Text frames (control)
JSON-encoded control messages.
| Message | Schema | Purpose |
|---|---|---|
{ "type": "config", "sample_rate": integer? } |
Optional first message. Overrides the audio sample rate for this stream. | |
{ "type": "eos" } |
Signals the end of the audio stream. The server flushes any pending audio through the synthesis pipeline. | |
{ "type": "interrupt" } |
Equivalent to POST /sessions/{id}/interrupt. Cancels the current synthesis. |
Server-to-client messages¶
The server may emit text frames with status updates:
| Message | Schema | Purpose |
|---|---|---|
{ "type": "ack" } |
Sent after the configuration message is accepted. | |
{ "type": "error", "code": string, "message": string } |
Sent before closing on unrecoverable errors. |
Synthesized audio and video are delivered through the WebRTC track, not through this WebSocket. Status updates and frame timing remain on the SSE event stream.
Close behavior¶
The connection is closed by the server when:
- The client sends an
eosmessage and the pipeline has flushed. - An unrecoverable error occurs (an
errormessage is sent first). - The session is terminated.
The client should treat any close as terminal and not reconnect to the same
session_id.
Client implementation example¶
const ws = new WebSocket(`ws://localhost:8000/sessions/${sessionId}/speak_audio_stream`);
ws.binaryType = 'arraybuffer';
ws.onopen = () => {
ws.send(JSON.stringify({ type: 'config', sample_rate: 16000 }));
startMicrophoneCapture((pcmFrame /* Int16Array */) => {
ws.send(pcmFrame.buffer);
});
};
ws.onmessage = (e) => {
if (typeof e.data === 'string') {
const msg = JSON.parse(e.data);
if (msg.type === 'error') console.error(msg);
}
};
function stopRecording() {
ws.send(JSON.stringify({ type: 'eos' }));
}
import asyncio, json, websockets
async def stream_audio(session_id: str, pcm_chunks):
uri = f"ws://localhost:8000/sessions/{session_id}/speak_audio_stream"

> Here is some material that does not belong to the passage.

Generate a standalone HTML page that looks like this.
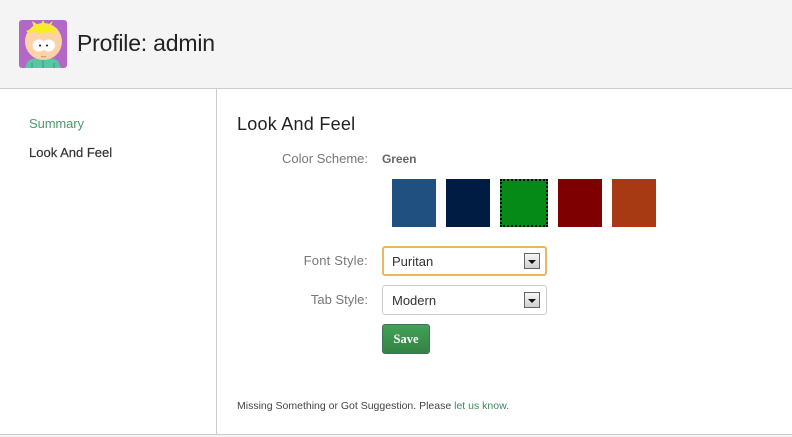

async with websockets.connect(uri, max_size=2**22) as ws:
await ws.send(json.dumps({"type": "config", "sample_rate": 16000}))
for chunk in pcm_chunks: # iterable of 16-bit PCM bytes
await ws.send(chunk)
await ws.send(json.dumps({"type": "eos"}))
async for message in ws: # drain server status messages
if isinstance(message, str):
print(json.loads(message))
Event ordering and back-pressure¶
- Within a single speak or chat turn, events are emitted in causal order:
transcript→status:thinking→llm.delta→tts:start→tts:first_audio→frame→status:idle. frameevents are emitted in monotonically increasingframe_idx. Frame delivery on the WebRTC track is not gated on the corresponding SSE event being consumed.- The server applies no back-pressure on slow SSE consumers. A consumer that falls more than ~5 seconds behind may be disconnected.
- The WebSocket audio input does apply back-pressure: clients that send faster than the synthesis pipeline can absorb receive flow-control signals from the underlying transport.
Source files¶
apps/api/routes/events.py— SSE endpoint.apps/api/routes/sessions.py—speak_audio_streamWebSocket endpoint.opentalking/core/events.py— event schemas.opentalking/core/bus.py— pub/sub bus.